** BEGIN **
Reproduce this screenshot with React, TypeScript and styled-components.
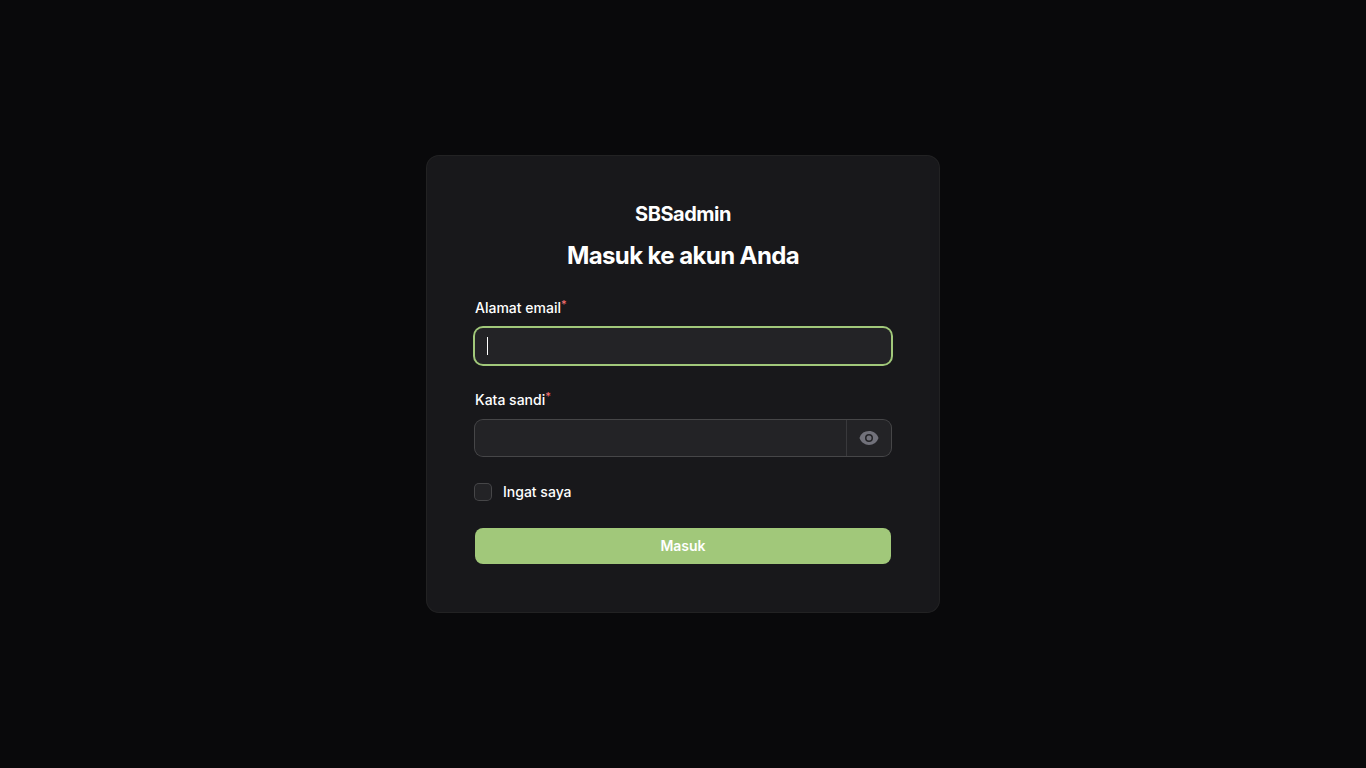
import React, { useState } from "react";
import styled, { createGlobalStyle } from "styled-components";

const GlobalStyle = createGlobalStyle`
  *, *::before, *::after { box-sizing: border-box; }
  body {
    margin: 0;
    background: #09090b;
    color: #fff;
    font-family: Inter, "Liberation Sans", sans-serif;
    font-size: 14px;
    line-height: 24px;
    -webkit-font-smoothing: antialiased;
  }
`;

const Page = styled.div`
  min-height: 100vh;
  display: flex;
  align-items: center;
  justify-content: center;
`;

const Card = styled.main`
  width: 100%;
  max-width: 512px;
  padding: 48px;
  border-radius: 12px;
  background: #18181b;
  box-shadow: 0 0 0 1px rgba(255, 255, 255, 0.1);
`;

const Header = styled.header`
  display: flex;
  flex-direction: column;
  align-items: center;
  text-align: center;
`;

const Brand = styled.div`
  margin-bottom: 16px;
  font-size: 20px;
  line-height: 20px;
  font-weight: 700;
  letter-spacing: -0.025em;
`;

const Title = styled.h1`
  margin: 0;
  font-size: 24px;
  line-height: 32px;
  font-weight: 700;
  letter-spacing: -0.025em;
`;

const Form = styled.form`
  display: grid;
  gap: 24px;
  margin-top: 24px;
`;

const Field = styled.div`
  display: grid;
  gap: 8px;
`;

const Label = styled.label`
  font-weight: 500;
  line-height: 24px;
`;

const Required = styled.sup`
  font-size: 11px;
  line-height: 0;
  vertical-align: 5px;
  color: #f87171;
`;

const InputFrame = styled.div`
  display: flex;
  border-radius: 8px;
  background: rgba(255, 255, 255, 0.05);
  box-shadow: 0 0 0 1px rgba(255, 255, 255, 0.2);
  &:has(input:focus) { box-shadow: 0 0 0 2px #a1c87a; }
`;

const TextInput = styled.input`
  flex: 1;
  min-width: 0;
  height: 36px;
  padding: 6px 12px;
  border: 0;
  outline: 0;
  background: transparent;
  color: #fff;
  font: inherit;

  /* steady insertion mark while the focused field is empty */
  &:focus:placeholder-shown {
    caret-color: transparent;
    background: linear-gradient(#fff, #fff) 12px center / 1px 18px no-repeat;
  }
`;

const Reveal = styled.button`
  display: flex;
  align-items: center;
  padding: 0 12px;
  border: 0;
  border-left: 1px solid rgba(255, 255, 255, 0.1);
  background: transparent;
  color: #71717a;
  cursor: pointer;
`;

const Remember = styled.label`
  display: flex;
  align-items: center;
  gap: 12px;
  font-weight: 500;
`;

const Checkbox = styled.input`
  appearance: none;
  width: 16px;
  height: 16px;
  margin: 0;
  border-radius: 4px;
  background: rgba(255, 255, 255, 0.05);
  box-shadow: 0 0 0 1px rgba(255, 255, 255, 0.2);
  &:checked { background: #a1c87a; }
`;

const Submit = styled.button`
  height: 36px;
  border: 0;
  border-radius: 8px;
  background: #a1c87a;
  color: #fff;
  font: inherit;
  font-weight: 600;
  cursor: pointer;
`;

export default function App() {
  const [visible, setVisible] = useState(false);
  return (
    <Page>
      <GlobalStyle />
      <Card>
        <Header>
          <Brand>SBSadmin</Brand>
          <Title>Masuk ke akun Anda</Title>
        </Header>
        <Form onSubmit={(e) => e.preventDefault()}>
          <Field>
            <Label htmlFor="email">Alamat email<Required>*</Required></Label>
            <InputFrame><TextInput id="email" type="email" placeholder=" " autoFocus /></InputFrame>
          </Field>
          <Field>
            <Label htmlFor="password">Kata sandi<Required>*</Required></Label>
            <InputFrame>
              <TextInput id="password" type={visible ? "text" : "password"} placeholder=" " />
              <Reveal type="button" aria-label="Tampilkan kata sandi" onClick={() => setVisible(!visible)}>
                <svg width="20" height="20" viewBox="0 0 20 20" fill="currentColor" aria-hidden="true">
                  <path d="M10 12.5a2.5 2.5 0 1 0 0-5 2.5 2.5 0 0 0 0 5Z" />
                  <path fillRule="evenodd" clipRule="evenodd" d="M.664 10.59a1.651 1.651 0 0 1 0-1.186A10.004 10.004 0 0 1 10 3c4.257 0 7.893 2.66 9.336 6.41.147.381.146.804 0 1.186A10.004 10.004 0 0 1 10 17c-4.257 0-7.893-2.66-9.336-6.41ZM14 10a4 4 0 1 1-8 0 4 4 0 0 1 8 0Z" />
                </svg>
              </Reveal>
            </InputFrame>
          </Field>
          <Remember><Checkbox type="checkbox" />Ingat saya</Remember>
          <Submit type="submit">Masuk</Submit>
        </Form>
      </Card>
    </Page>
  );
}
** END **
> **To be done**: Reproduce the whole listing exactly, but not the images in it.

> **Output below**:
Reproduce this screenshot with React, TypeScript and styled-components.
import React, { useState } from "react";
import styled, { createGlobalStyle } from "styled-components";

const GlobalStyle = createGlobalStyle`
  *, *::before, *::after { box-sizing: border-box; }
  body {
    margin: 0;
    background: #09090b;
    color: #fff;
    font-family: Inter, "Liberation Sans", sans-serif;
    font-size: 14px;
    line-height: 24px;
    -webkit-font-smoothing: antialiased;
  }
`;

const Page = styled.div`
  min-height: 100vh;
  display: flex;
  align-items: center;
  justify-content: center;
`;

const Card = styled.main`
  width: 100%;
  max-width: 512px;
  padding: 48px;
  border-radius: 12px;
  background: #18181b;
  box-shadow: 0 0 0 1px rgba(255, 255, 255, 0.1);
`;

const Header = styled.header`
  display: flex;
  flex-direction: column;
  align-items: center;
  text-align: center;
`;

const Brand = styled.div`
  margin-bottom: 16px;
  font-size: 20px;
  line-height: 20px;
  font-weight: 700;
  letter-spacing: -0.025em;
`;

const Title = styled.h1`
  margin: 0;
  font-size: 24px;
  line-height: 32px;
  font-weight: 700;
  letter-spacing: -0.025em;
`;

const Form = styled.form`
  display: grid;
  gap: 24px;
  margin-top: 24px;
`;

const Field = styled.div`
  display: grid;
  gap: 8px;
`;

const Label = styled.label`
  font-weight: 500;
  line-height: 24px;
`;

const Required = styled.sup`
  font-size: 11px;
  line-height: 0;
  vertical-align: 5px;
  color: #f87171;
`;

const InputFrame = styled.div`
  display: flex;
  border-radius: 8px;
  background: rgba(255, 255, 255, 0.05);
  box-shadow: 0 0 0 1px rgba(255, 255, 255, 0.2);
  &:has(input:focus) { box-shadow: 0 0 0 2px #a1c87a; }
`;

const TextInput = styled.input`
  flex: 1;
  min-width: 0;
  height: 36px;
  padding: 6px 12px;
  border: 0;
  outline: 0;
  background: transparent;
  color: #fff;
  font: inherit;

  /* steady insertion mark while the focused field is empty */
  &:focus:placeholder-shown {
    caret-color: transparent;
    background: linear-gradient(#fff, #fff) 12px center / 1px 18px no-repeat;
  }
`;

const Reveal = styled.button`
  display: flex;
  align-items: center;
  padding: 0 12px;
  border: 0;
  border-left: 1px solid rgba(255, 255, 255, 0.1);
  background: transparent;
  color: #71717a;
  cursor: pointer;
`;

const Remember = styled.label`
  display: flex;
  align-items: center;
  gap: 12px;
  font-weight: 500;
`;

const Checkbox = styled.input`
  appearance: none;
  width: 16px;
  height: 16px;
  margin: 0;
  border-radius: 4px;
  background: rgba(255, 255, 255, 0.05);
  box-shadow: 0 0 0 1px rgba(255, 255, 255, 0.2);
  &:checked { background: #a1c87a; }
`;

const Submit = styled.button`
  height: 36px;
  border: 0;
  border-radius: 8px;
  background: #a1c87a;
  color: #fff;
  font: inherit;
  font-weight: 600;
  cursor: pointer;
`;

export default function App() {
  const [visible, setVisible] = useState(false);
  return (
    <Page>
      <GlobalStyle />
      <Card>
        <Header>
          <Brand>SBSadmin</Brand>
          <Title>Masuk ke akun Anda</Title>
        </Header>
        <Form onSubmit={(e) => e.preventDefault()}>
          <Field>
            <Label htmlFor="email">Alamat email<Required>*</Required></Label>
            <InputFrame><TextInput id="email" type="email" placeholder=" " autoFocus /></InputFrame>
          </Field>
          <Field>
            <Label htmlFor="password">Kata sandi<Required>*</Required></Label>
            <InputFrame>
              <TextInput id="password" type={visible ? "text" : "password"} placeholder=" " />
              <Reveal type="button" aria-label="Tampilkan kata sandi" onClick={() => setVisible(!visible)}>
                <svg width="20" height="20" viewBox="0 0 20 20" fill="currentColor" aria-hidden="true">
                  <path d="M10 12.5a2.5 2.5 0 1 0 0-5 2.5 2.5 0 0 0 0 5Z" />
                  <path fillRule="evenodd" clipRule="evenodd" d="M.664 10.59a1.651 1.651 0 0 1 0-1.186A10.004 10.004 0 0 1 10 3c4.257 0 7.893 2.66 9.336 6.41.147.381.146.804 0 1.186A10.004 10.004 0 0 1 10 17c-4.257 0-7.893-2.66-9.336-6.41ZM14 10a4 4 0 1 1-8 0 4 4 0 0 1 8 0Z" />
                </svg>
              </Reveal>
            </InputFrame>
          </Field>
          <Remember><Checkbox type="checkbox" />Ingat saya</Remember>
          <Submit type="submit">Masuk</Submit>
        </Form>
      </Card>
    </Page>
  );
}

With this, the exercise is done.